Now, some smaller business concerns have the fear that their whole traditional system of accounting will be overturned and that something else compulsory will be put in its place, at expense to themselves and confusion to their enterprises. Quite categorically, this is not Government's intention, nor is it a probable result. On the Commissioner's staff there will be officers expert in drawing from Chinese accounts the information required under this Bill for the purpose of tax.

These officers have been specially selected and a number of them were in the 1941 Department and on the basis of the experience they had then they are confident that in very few cases indeed will any taxpayer be required to recast his accounts; certainly he will not be lightly asked to do so.

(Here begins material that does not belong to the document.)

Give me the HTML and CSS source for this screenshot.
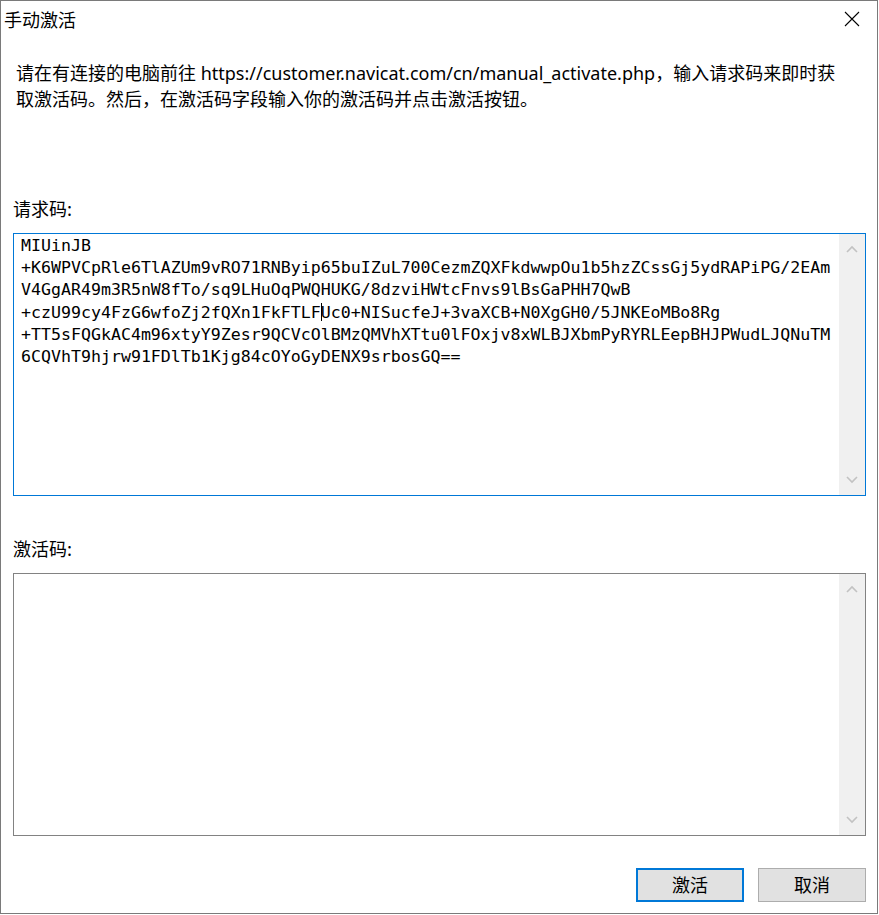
FILE: index.html
```html
<!DOCTYPE html>
<html lang="zh-CN">

<head>
    <meta charset="UTF-8">
    <title>手动激活</title>
    <link rel="stylesheet" href="styles.css">
</head>

<body>
    <div class="window">
        <div class="titlebar">
            <span class="title">手动激活</span>
            <svg class="close" width="16" height="16" viewBox="0 0 16 16">
                <path d="M1 1 L15 15 M15 1 L1 15" stroke="#000" stroke-width="1.1" fill="none" />
            </svg>
        </div>

        <div class="content">
            <p class="intro">请在有连接的电脑前往 https://customer.navicat.com/cn/manual_activate.php，输入请求码来即时获<br>取激活码。然后，在激活码字段输入你的激活码并点击激活按钮。</p>

            <div class="label label-first">请求码:</div>
            <div class="field focused">
                <div class="code">MIUinJB
+K6WPVCpRle6TlAZUm9vRO71RNByip65buIZuL700CezmZQXFkdwwpOu1b5hzZCssGj5ydRAPiPG/2EAm
V4GgAR49m3R5nW8fTo/sq9LHuOqPWQHUKG/8dzviHWtcFnvs9lBsGaPHH7QwB
+czU99cy4FzG6wfoZj2fQXn1FkFTLF<span class="caret"></span>Uc0+NISucfeJ+3vaXCB+N0XgGH0/5JNKEoMBo8Rg
+TT5sFQGkAC4m96xtyY9Zesr9QCVcOlBMzQMVhXTtu0lFOxjv8xWLBJXbmPyRYRLEepBHJPWudLJQNuTM
6CQVhT9hjrw91FDlTb1Kjg84cOYoGyDENX9srbosGQ==</div>
                <div class="scrollbar">
                    <svg width="12" height="8" viewBox="0 0 12 8"><path d="M1 7 L6 2 L11 7" stroke="#c2c2c2" stroke-width="1.6" fill="none" /></svg>
                    <svg width="12" height="8" viewBox="0 0 12 8"><path d="M1 1 L6 6 L11 1" stroke="#c2c2c2" stroke-width="1.6" fill="none" /></svg>
                </div>
            </div>

            <div class="label">激活码:</div>
            <div class="field">
                <div class="code"></div>
                <div class="scrollbar">
                    <svg width="12" height="8" viewBox="0 0 12 8"><path d="M1 7 L6 2 L11 7" stroke="#c2c2c2" stroke-width="1.6" fill="none" /></svg>
                    <svg width="12" height="8" viewBox="0 0 12 8"><path d="M1 1 L6 6 L11 1" stroke="#c2c2c2" stroke-width="1.6" fill="none" /></svg>
                </div>
            </div>

            <div class="buttons">
                <button class="btn default">激活</button>
                <button class="btn">取消</button>
            </div>
        </div>
    </div>
</body>

</html>
```

FILE: styles.css
```css
body {
    margin: 0;
    background: #fff;
    font-family: "Noto Sans", "Noto Sans CJK SC", sans-serif;
    color: #000;
}

.window {
    width: 878px;
    height: 914px;
    box-sizing: border-box;
    border: 1px solid #7a7a7a;
    background: #fff;
}

.titlebar {
    height: 35px;
    display: flex;
    align-items: center;
    justify-content: space-between;
    padding: 0 17px 0 3px;
}

.title {
    font-family: "Noto Sans CJK SC", sans-serif;
    font-size: 18px;
}

.close {
    display: block;
    margin-top: 1px;
}

.content {
    padding: 0 11px 0 12px;
    display: flex;
    flex-direction: column;
}

.intro {
    margin: 24px 0 0 3px;
    font-size: 18px;
    line-height: 26px;
    white-space: nowrap;
}

.label {
    font-family: "Noto Sans CJK SC", sans-serif;
    font-size: 18px;
    line-height: 26px;
    margin-top: 39px;
}

.label-first {
    margin-top: 83px;
}

.field {
    margin-top: 12px;
    height: 263px;
    box-sizing: border-box;
    border: 1px solid #828282;
    display: flex;
}

.field.focused {
    border: 1px solid #0078d7;
}

.code {
    flex: 1;
    padding: 1px 0 0 7px;
    font-family: "DejaVu Sans Mono", monospace;
    font-size: 16.6px;
    line-height: 22.2px;
    white-space: pre;
    overflow: hidden;
}

.caret {
    display: inline-block;
    width: 1px;
    height: 18px;
    background: #000;
    vertical-align: -3px;
    margin-right: -1px;
}

.scrollbar {
    width: 26px;
    background: #f0f0f0;
    display: flex;
    flex-direction: column;
    justify-content: space-between;
    align-items: center;
    padding: 11px 0 11px;
}

.scrollbar svg {
    display: block;
}

.buttons {
    margin-top: 32px;
    display: flex;
    justify-content: flex-end;
    gap: 14px;
}

.btn {
    width: 108px;
    height: 34px;
    box-sizing: border-box;
    background: #e1e1e1;
    border: 1px solid #adadad;
    font-family: "Noto Sans CJK SC", sans-serif;
    font-size: 18px;
    color: #000;
    padding: 0 0 2px;
}

.btn.default {
    border: 2px solid #0078d7;
}
```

And that brings me to the question of evasion. There will be some evasion, and it would be stupid to seek to deny it. The question is, how much evasion? Since the whole matter both now and in the future will be largely guess-work, and is not susceptible of proof, all I can do here is to state that Government has most carefully con- sidered the problem of potential evasion. Government has reviewed the staff required, the staff available or shortly to be available, and in the considered opinion of Government it will not be nearly so easy to attempt and succeed in evasion as seems to be supposed in some quarters. Moreover, it will become progressively more difficult. The world wide experience of tax gatherers is that successful concealment of profits over an extended period is by no means an easy matter, and we do not expect to find any different result in Hong Kong. in Hong Kong also we may take comfort from the experience of 1941. So far as we know, and as my Honourable Friend Mr. Lo has pointed out, there was no materially successful evasion in 1941; and where there were suspicions the Government was confident that the corrective measures planned for the following year would have satisfactory results. It would not have been perfect,-no tax is-but it was reasonably certain that there would be no material evasion, and the Government sees no reason to suppose that the same situation which obtained in 1941 will not obtain again this year.

And

And lastly, there is the disclosure of commercial secrets which is so much contrary to the traditions of Chinese or any other business. Honourable Members will have seen the provisions of Section 4 of the Bill and will have observed the obligation of stringent secrecy laid upon the personnel of the Taxation Department. I assure Council that these provisions are there to be obeyed and will be enforced to the best of Government's ability to the letter.